*WRITTEN PROBLEM*.
Transcribe the data in full and exactly, omitting any pictures.

Start of MATERIAL PROVIDED

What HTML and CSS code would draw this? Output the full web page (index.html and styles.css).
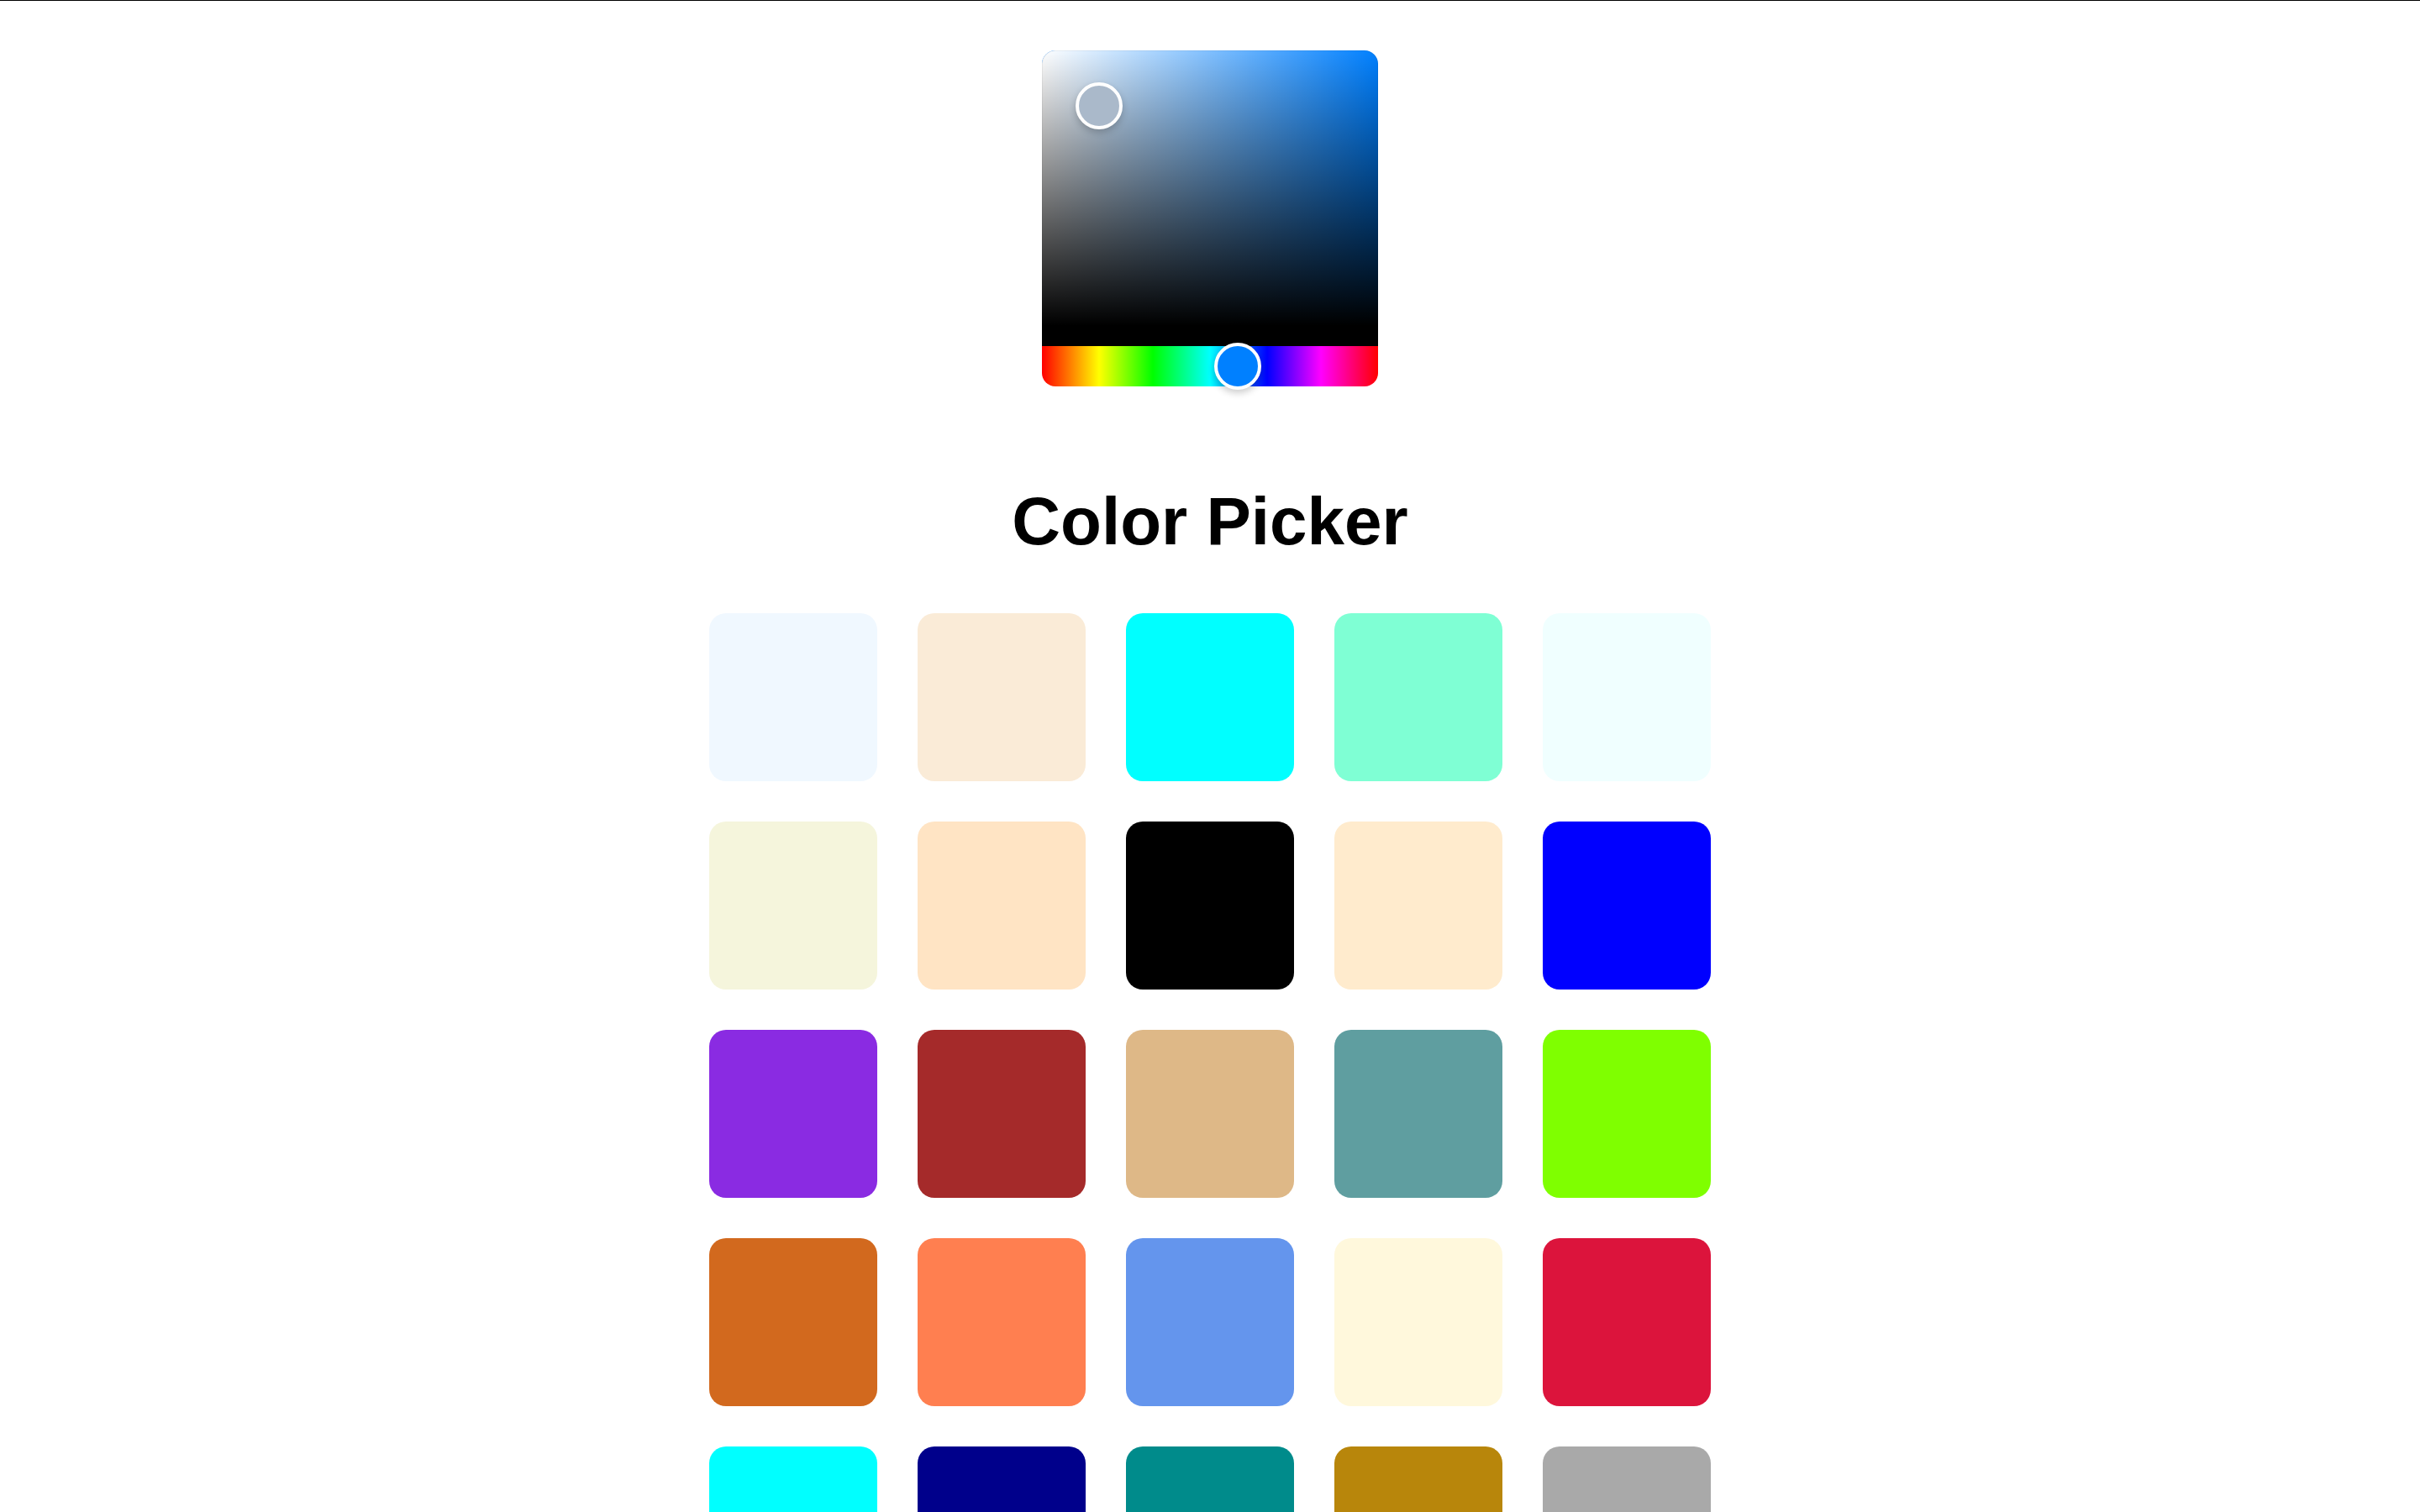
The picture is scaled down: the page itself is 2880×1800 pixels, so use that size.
FILE: index.html
```html
<!DOCTYPE html>
<html lang="en">
<head>
<meta charset="utf-8">
<title>Color Picker</title>
<link rel="stylesheet" href="styles.css">
</head>
<body>
<div class="topline"></div>
<main class="app">
  <div class="picker">
    <div class="saturation">
      <div class="pointer sat-pointer" style="left: 17%; top: 20%;"></div>
    </div>
    <div class="hue">
      <div class="pointer hue-pointer" style="left: 58.2%;"></div>
    </div>
  </div>
  <h1 class="title">Color Picker</h1>
  <div class="swatches">
    <div class="swatch" style="background: aliceblue;"></div>
    <div class="swatch" style="background: antiquewhite;"></div>
    <div class="swatch" style="background: aqua;"></div>
    <div class="swatch" style="background: aquamarine;"></div>
    <div class="swatch" style="background: azure;"></div>
    <div class="swatch" style="background: beige;"></div>
    <div class="swatch" style="background: bisque;"></div>
    <div class="swatch" style="background: black;"></div>
    <div class="swatch" style="background: blanchedalmond;"></div>
    <div class="swatch" style="background: blue;"></div>
    <div class="swatch" style="background: blueviolet;"></div>
    <div class="swatch" style="background: brown;"></div>
    <div class="swatch" style="background: burlywood;"></div>
    <div class="swatch" style="background: cadetblue;"></div>
    <div class="swatch" style="background: chartreuse;"></div>
    <div class="swatch" style="background: chocolate;"></div>
    <div class="swatch" style="background: coral;"></div>
    <div class="swatch" style="background: cornflowerblue;"></div>
    <div class="swatch" style="background: cornsilk;"></div>
    <div class="swatch" style="background: crimson;"></div>
    <div class="swatch" style="background: cyan;"></div>
    <div class="swatch" style="background: darkblue;"></div>
    <div class="swatch" style="background: darkcyan;"></div>
    <div class="swatch" style="background: darkgoldenrod;"></div>
    <div class="swatch" style="background: darkgray;"></div>
    <div class="swatch" style="background: darkgreen;"></div>
    <div class="swatch" style="background: darkkhaki;"></div>
    <div class="swatch" style="background: darkmagenta;"></div>
    <div class="swatch" style="background: darkolivegreen;"></div>
    <div class="swatch" style="background: darkorange;"></div>
  </div>
</main>
</body>
</html>
```

FILE: styles.css
```css
html, body {
  margin: 0;
  padding: 0;
  background: #ffffff;
}

body {
  font-family: "Liberation Sans", Arial, Helvetica, sans-serif;
  color: #000;
}

.topline {
  height: 1px;
  background: #000;
}

.app {
  display: flex;
  flex-direction: column;
  align-items: center;
  padding-top: 59px;
}

.picker {
  position: relative;
  width: 400px;
  height: 400px;
  display: flex;
  flex-direction: column;
}

.saturation {
  position: relative;
  flex-grow: 1;
  border-bottom: 24px solid #000;
  border-radius: 16px 16px 0 0;
  background-color: #0080ff;
  background-image:
    linear-gradient(to top, #000, rgba(0, 0, 0, 0)),
    linear-gradient(to right, #fff, rgba(255, 255, 255, 0));
  box-shadow: inset 0 0 0 1px rgba(0, 0, 0, 0.05);
}

.hue {
  position: relative;
  flex: 0 0 48px;
  border-radius: 0 0 16px 16px;
  background: linear-gradient(to right, #f00 0, #ff0 17%, #0f0 33%, #0ff 50%, #00f 67%, #f0f 83%, #f00 100%);
}

.pointer {
  position: absolute;
  z-index: 1;
  box-sizing: border-box;
  width: 56px;
  height: 56px;
  transform: translate(-50%, -50%);
  border: 4px solid #fff;
  border-radius: 50%;
  box-shadow: 0 4px 8px rgba(0, 0, 0, 0.2);
}

.sat-pointer {
  background: #aab9ca;
}

.hue-pointer {
  top: 50%;
  background: #0080ff;
  z-index: 2;
}

.title {
  margin: 115px 0 63px;
  font-size: 80px;
  font-weight: 700;
  line-height: normal;
}

.swatches {
  display: grid;
  grid-template-columns: repeat(5, 200px);
  gap: 48px;
  padding-bottom: 60px;
}

.swatch {
  width: 200px;
  height: 200px;
  border-radius: 20px;
}
```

End of MATERIAL PROVIDED

*RIGHT ANSWER*.
What HTML and CSS code would draw this? Output the full web page (index.html and styles.css).
The picture is scaled down: the page itself is 2880×1800 pixels, so use that size.
FILE: index.html
```html
<!DOCTYPE html>
<html lang="en">
<head>
<meta charset="utf-8">
<title>Color Picker</title>
<link rel="stylesheet" href="styles.css">
</head>
<body>
<div class="topline"></div>
<main class="app">
  <div class="picker">
    <div class="saturation">
      <div class="pointer sat-pointer" style="left: 17%; top: 20%;"></div>
    </div>
    <div class="hue">
      <div class="pointer hue-pointer" style="left: 58.2%;"></div>
    </div>
  </div>
  <h1 class="title">Color Picker</h1>
  <div class="swatches">
    <div class="swatch" style="background: aliceblue;"></div>
    <div class="swatch" style="background: antiquewhite;"></div>
    <div class="swatch" style="background: aqua;"></div>
    <div class="swatch" style="background: aquamarine;"></div>
    <div class="swatch" style="background: azure;"></div>
    <div class="swatch" style="background: beige;"></div>
    <div class="swatch" style="background: bisque;"></div>
    <div class="swatch" style="background: black;"></div>
    <div class="swatch" style="background: blanchedalmond;"></div>
    <div class="swatch" style="background: blue;"></div>
    <div class="swatch" style="background: blueviolet;"></div>
    <div class="swatch" style="background: brown;"></div>
    <div class="swatch" style="background: burlywood;"></div>
    <div class="swatch" style="background: cadetblue;"></div>
    <div class="swatch" style="background: chartreuse;"></div>
    <div class="swatch" style="background: chocolate;"></div>
    <div class="swatch" style="background: coral;"></div>
    <div class="swatch" style="background: cornflowerblue;"></div>
    <div class="swatch" style="background: cornsilk;"></div>
    <div class="swatch" style="background: crimson;"></div>
    <div class="swatch" style="background: cyan;"></div>
    <div class="swatch" style="background: darkblue;"></div>
    <div class="swatch" style="background: darkcyan;"></div>
    <div class="swatch" style="background: darkgoldenrod;"></div>
    <div class="swatch" style="background: darkgray;"></div>
    <div class="swatch" style="background: darkgreen;"></div>
    <div class="swatch" style="background: darkkhaki;"></div>
    <div class="swatch" style="background: darkmagenta;"></div>
    <div class="swatch" style="background: darkolivegreen;"></div>
    <div class="swatch" style="background: darkorange;"></div>
  </div>
</main>
</body>
</html>
```

FILE: styles.css
```css
html, body {
  margin: 0;
  padding: 0;
  background: #ffffff;
}

body {
  font-family: "Liberation Sans", Arial, Helvetica, sans-serif;
  color: #000;
}

.topline {
  height: 1px;
  background: #000;
}

.app {
  display: flex;
  flex-direction: column;
  align-items: center;
  padding-top: 59px;
}

.picker {
  position: relative;
  width: 400px;
  height: 400px;
  display: flex;
  flex-direction: column;
}

.saturation {
  position: relative;
  flex-grow: 1;
  border-bottom: 24px solid #000;
  border-radius: 16px 16px 0 0;
  background-color: #0080ff;
  background-image:
    linear-gradient(to top, #000, rgba(0, 0, 0, 0)),
    linear-gradient(to right, #fff, rgba(255, 255, 255, 0));
  box-shadow: inset 0 0 0 1px rgba(0, 0, 0, 0.05);
}

.hue {
  position: relative;
  flex: 0 0 48px;
  border-radius: 0 0 16px 16px;
  background: linear-gradient(to right, #f00 0, #ff0 17%, #0f0 33%, #0ff 50%, #00f 67%, #f0f 83%, #f00 100%);
}

.pointer {
  position: absolute;
  z-index: 1;
  box-sizing: border-box;
  width: 56px;
  height: 56px;
  transform: translate(-50%, -50%);
  border: 4px solid #fff;
  border-radius: 50%;
  box-shadow: 0 4px 8px rgba(0, 0, 0, 0.2);
}

.sat-pointer {
  background: #aab9ca;
}

.hue-pointer {
  top: 50%;
  background: #0080ff;
  z-index: 2;
}

.title {
  margin: 115px 0 63px;
  font-size: 80px;
  font-weight: 700;
  line-height: normal;
}

.swatches {
  display: grid;
  grid-template-columns: repeat(5, 200px);
  gap: 48px;
  padding-bottom: 60px;
}

.swatch {
  width: 200px;
  height: 200px;
  border-radius: 20px;
}
```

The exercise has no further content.